Breymaier ist für ein Sexkaufverbot

Breymaier ist schon seit langem für ein Sexkaufverbot in Deutschland. Manche Frauen machten diese Arbeit freiwillig. Ihrer Meinung nach rechtfertigt das aber nicht das Leid der vielen anderen Frauen, "die gedemütigt, geschlagen, zerstört werden", so die Bundestagsabgeordnete im SWR im November 2023.

Die Leonhardstraße im Leonhardsviertel in Stuttgart. (Archivbild)
Die Leonhardstraße im Leonhardsviertel in Stuttgart. (Archivbild)

Die Mehrheit der Frauen im Stuttgarter Leonhardsviertel sei nicht krankenversichert und stamme aus Osteuropa, Südosteuropa, Afrika oder zunehmend auch aus China. Das seien doch keine selbstbestimmten Frauen, sagte sie. Es sei schlicht falsch, dass Unter-nehmen wie das von ihm betriebene "City-Eroscenter" nur betrieben werden könnten, wenn einem Menschenhändler oder Rockerbanden Frauen zuführten, so Heer.
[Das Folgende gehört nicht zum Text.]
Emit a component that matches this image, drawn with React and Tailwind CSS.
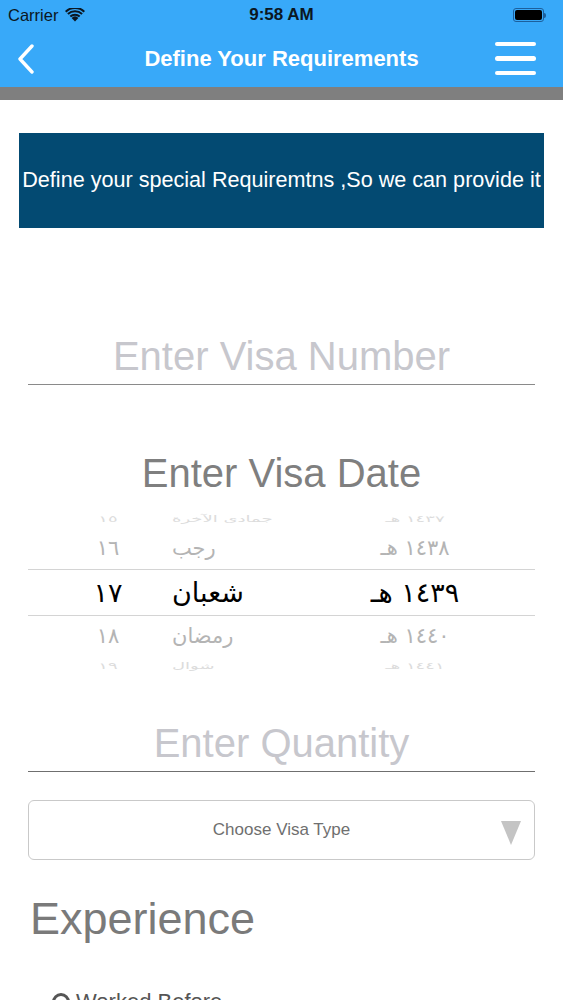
import React from "react";

const ROWS = [
  { day: "١٥", month: "جمادى الآخرة", year: "١٤٣٧ هـ", kind: "far-top" },
  { day: "١٦", month: "رجب", year: "١٤٣٨ هـ", kind: "near" },
  { day: "١٧", month: "شعبان", year: "١٤٣٩ هـ", kind: "selected" },
  { day: "١٨", month: "رمضان", year: "١٤٤٠ هـ", kind: "near" },
  { day: "١٩", month: "شوال", year: "١٤٤١ هـ", kind: "far-bottom" },
];

function StatusBar() {
  return (
    <div className="relative flex h-[30px] items-center px-[8px] text-[#0b1722]">
      <span className="text-[16.5px]">Carrier</span>
      <svg className="ml-[7px] h-[14px] w-[20px]" viewBox="0 0 20 14" fill="#0b1722">
        <path d="M10 13.5 L6.6 9.9 A5 5 0 0 1 13.4 9.9 Z" />
        <path d="M4.6 7.8 A8 8 0 0 1 15.4 7.8 L14 9.3 A6 6 0 0 0 6 9.3 Z" />
        <path d="M2.2 5.3 A11.5 11.5 0 0 1 17.8 5.3 L16.4 6.8 A9.5 9.5 0 0 0 3.6 6.8 Z" />
        <path d="M0 2.9 A14.5 14.5 0 0 1 20 2.9 L18.6 4.4 A12.5 12.5 0 0 0 1.4 4.4 Z" />
      </svg>
      <span className="absolute left-0 right-0 text-center text-[17px] font-semibold">9:58 AM</span>
      <div className="ml-auto mr-[9px] flex items-center">
        <div className="h-[14px] w-[31px] rounded-[3px] border border-[#1c5f9c] p-[1px]">
          <div className="h-full w-full rounded-[2px] bg-black" />
        </div>
        <div className="h-[5px] w-[2px] rounded-r-sm bg-[#1c5f9c]" />
      </div>
    </div>
  );
}

function NavBar() {
  return (
    <div className="relative flex h-[57px] items-center px-[16px]">
      <svg className="h-[30px] w-[20px]" viewBox="0 0 20 30" fill="none" stroke="white" strokeWidth="3.4" strokeLinecap="round" strokeLinejoin="round">
        <path d="M16 2 L4 15 L16 28" />
      </svg>
      <h1 className="absolute left-0 right-0 text-center text-[22px] font-bold text-white">Define Your Requirements</h1>
      <div className="ml-auto mr-[11px] flex w-[41px] flex-col gap-[10px]">
        <div className="h-[4.5px] rounded-full bg-white" />
        <div className="h-[4.5px] rounded-full bg-white" />
        <div className="h-[4.5px] rounded-full bg-white" />
      </div>
    </div>
  );
}

function PickerRow({ row }) {
  const sel = row.kind === "selected";
  const near = row.kind === "near";
  const far = row.kind === "far-top" || row.kind === "far-bottom";
  const h = sel ? "h-[47px] border-y border-[#d4d4d4]" : near ? "h-[41px]" : row.kind === "far-top" ? "h-[19px]" : "h-[15px]";
  const color = sel ? "text-black text-[27px]" : near ? "text-[#b4b4b4] text-[21px]" : "text-[#dcdcdc] text-[18px]";
  const squash = far ? "scale-y-[0.5]" : "";
  const align = row.kind === "far-top" ? "items-end" : row.kind === "far-bottom" ? "items-start" : "items-center";
  return (
    <div className={`flex overflow-hidden ${h} ${align}`}>
      <div className={`flex w-full leading-none ${color} ${squash}`}>
        <div className="w-[143px] pl-[17px] text-center">{row.day}</div>
        <div className="w-[170px] pl-[1px]" dir="rtl" style={{ textAlign: "left" }}>{row.month}</div>
        <div className="w-[148px]" dir="rtl" style={{ textAlign: "center" }}>{row.year}</div>
      </div>
    </div>
  );
}

export default function App() {
  return (
    <div className="min-h-screen w-[563px] bg-white font-['Liberation_Sans',Arial,sans-serif]">
      <div className="bg-[#38a9f9]">
        <StatusBar />
        <NavBar />
      </div>
      <div className="h-[13px] bg-[#7f7f7f]" />

      <div className="mx-[19px] mt-[33px] flex h-[95px] items-center justify-center overflow-hidden bg-[#034a72]">
        <p className="whitespace-nowrap text-[21.6px] text-white">Define your special Requiremtns ,So we can provide it</p>
      </div>

      <div className="mx-[28px] mt-[104px] border-b border-[#8a8a8a] pb-[4px]">
        <p className="text-center text-[40px] leading-[48px] text-[#c7c7cd]">Enter Visa Number</p>
      </div>

      <p className="mt-[64px] text-center text-[40px] leading-[48px] text-[#7f7f7f]">Enter Visa Date</p>

      <div className="mx-[28px] mt-[12px] font-['DejaVu_Sans',sans-serif]">
        {ROWS.map((r) => (
          <PickerRow key={r.day} row={r} />
        ))}
      </div>

      <div className="mx-[28px] mt-[47px] border-b border-[#6f6f6f] pb-[4px]">
        <p className="text-center text-[40px] leading-[48px] text-[#c7c7cd]">Enter Quantity</p>
      </div>

      <div className="relative mx-[28px] mt-[28px] flex h-[60px] items-center justify-center rounded-[6px] border border-[#c9c9c9]">
        <span className="text-[17px] text-[#6f6f6f]">Choose Visa Type</span>
        <svg className="absolute right-[13px] top-[20px] h-[24px] w-[20px]" viewBox="0 0 20 24">
          <path d="M0 0 H20 L10 24 Z" fill="#c4c4c4" />
        </svg>
      </div>

      <h2 className="ml-[30px] mt-[33px] text-[45px] leading-[52px] text-[#7a7a7a]">Experience</h2>

      <div className="ml-[52px] mt-[44px] flex items-center gap-[6px] pb-[20px] text-[22px] leading-[26px] text-[#555]">
        <span className="inline-block h-[18px] w-[18px] rounded-full border-[3px] border-[#555]" />
        <span>Worked Before</span>
      </div>
    </div>
  );
}
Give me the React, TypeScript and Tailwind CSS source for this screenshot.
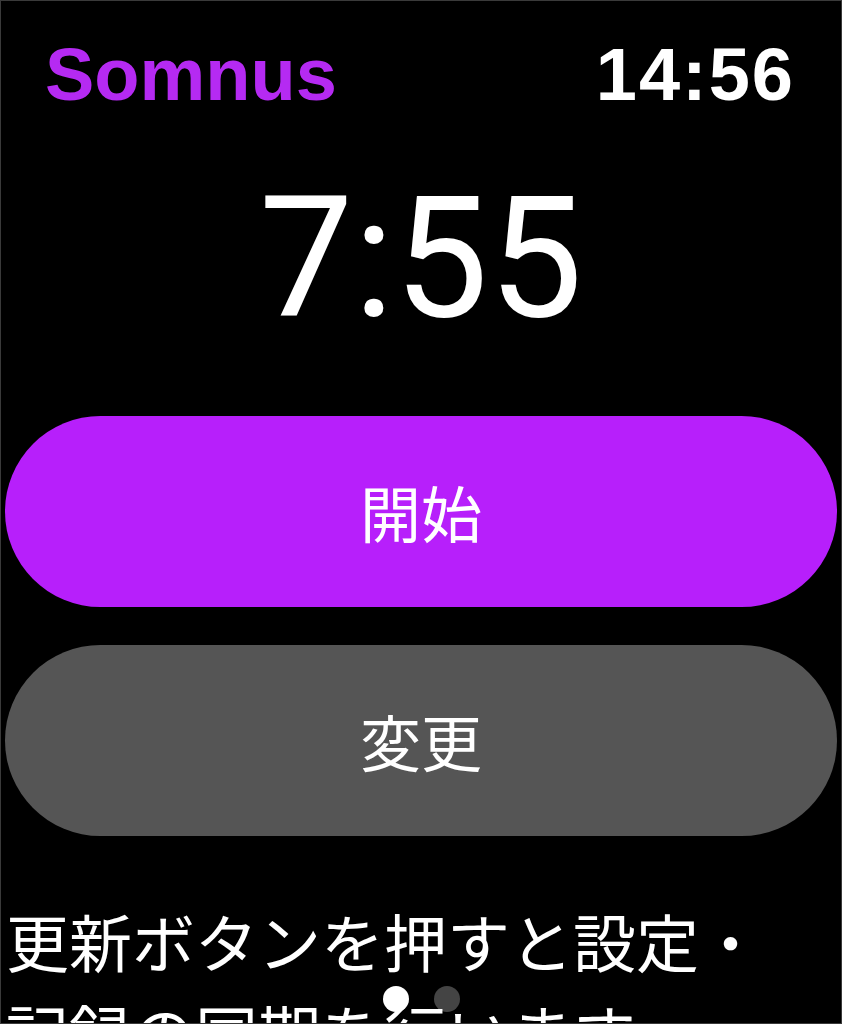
export default function App() {
  return (
    <div className="relative h-[1024px] w-[842px] overflow-hidden border border-[#3a3a3a] bg-black text-white">
      {/* header */}
      <div
        className="flex items-start justify-between pl-[44px] pr-[46px] pt-[37px] text-[74px] font-bold leading-none"
        style={{ fontFamily: '"Liberation Sans", Arial, sans-serif' }}
      >
        <span className="text-[#b52af2]">Somnus</span>
        <span className="tracking-[2px]">14:56</span>
      </div>

      {/* alarm time */}
      <div
        className="mt-[63px] text-center text-[168px] font-normal leading-none"
        style={{ fontFamily: 'Roboto, "Liberation Sans", sans-serif' }}
      >
        7:55
      </div>

      {/* buttons */}
      <div
        className="mx-[4px] mt-[73px] flex flex-col gap-[38px]"
        style={{ fontFamily: '"Noto Sans CJK JP", sans-serif' }}
      >
        <button
          type="button"
          className="flex h-[191px] w-full items-center justify-center rounded-full bg-[#b71ffb] text-[61px] text-white"
        >
          開始
        </button>
        <button
          type="button"
          className="flex h-[191px] w-full items-center justify-center rounded-full bg-[#555555] text-[61px] text-white"
        >
          変更
        </button>
      </div>

      {/* page dots */}
      <div className="absolute left-0 right-0 top-[985px] flex justify-center gap-[25px]">
        <div className="size-[26px] rounded-full bg-white" />
        <div className="size-[26px] rounded-full bg-[#444444]" />
      </div>

      {/* description */}
      <p
        className="relative mt-[58px] pl-[5px] text-[63px] leading-[91px]"
        style={{ fontFamily: '"Noto Sans CJK JP", sans-serif' }}
      >
        更新ボタンを押すと設定・
        <br />
        記録の同期を行います
      </p>
    </div>
  );
}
Daher seien seiner Auffassung nach die Äußerungen unwahre Tatsachenbehauptungen, die ihn in seinem Persönlichkeitsrecht verletzten.

Breymaier will nun prüfen, ob sie gegen das Urteil vorgeht und eine Überleitung in das Hauptsacheverfahren beantragt. "Bisher wurde ja lediglich im Eilverfahren entschieden, und hier konnten nur die Stellungnahmen von Herrn Heer und mir berücksichtigt werden. Eine förmliche Beweisaufnahme wurde, was dem Verfahren des Eilrechtsschutzes immanent ist, nicht durchgeführt", sagte sie dem SWR am Dienstag. Das Urteil ist noch nicht rechtskräftig.
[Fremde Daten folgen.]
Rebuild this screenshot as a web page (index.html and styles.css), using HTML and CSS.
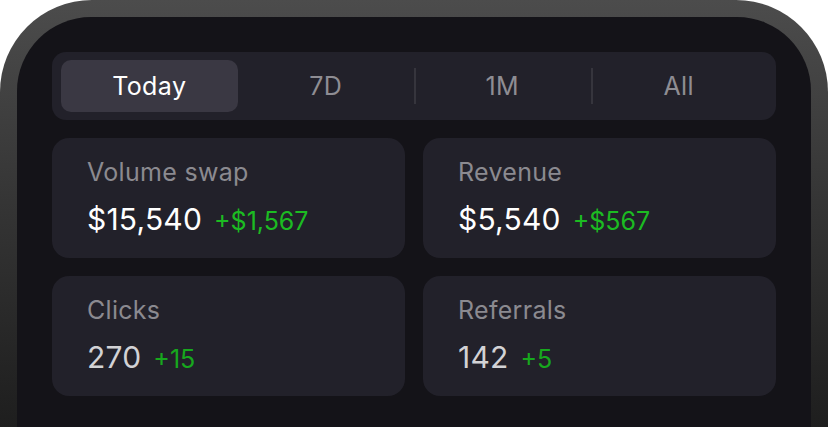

Heer: "Stellung als Bundestagsabgeordnete wird ausgenutzt"

Natürlich hätte Breymaier auch im Eilverfahren die Möglichkeit gehabt, Beweise vorzulegen, argumentiert John Heer. Für ihn ist das Urteil sehr wichtig. Denn Breymaier versuche, eine gesamte Branche an den öffentlichen Pranger zu stellen, indem sie ihre Stellung als Bundestagsabgeordnete gezielt nutze, so Heer. "Leni Breymaier führt seit langer Zeit eine ideologische Diskussion um ein Prostitutionsverbot in Deutschland", sagte Heer dem SWR.
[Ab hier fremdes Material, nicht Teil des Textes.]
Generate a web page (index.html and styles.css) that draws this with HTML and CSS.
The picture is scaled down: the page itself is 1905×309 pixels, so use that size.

Schon lange Streit um Aussagen zu Zwangsprostitution

Breymaier ist im Vorstand des Stuttgarter Vereins "Sisters", der für den Ausstieg aus der Prostitution kämpft. Heer hatte bereits 2021 zusammen mit anderen Betreibern von Laufhäusern aus ganz Deutschland gerichtlich erwirken wollen, dass Breymaier eine ähnliche Aussage wie die obige nicht mehr öffentlich treffen darf und auch schon mehrere andere Politikerinnen und Politiker wegen Verleumdung angezeigt.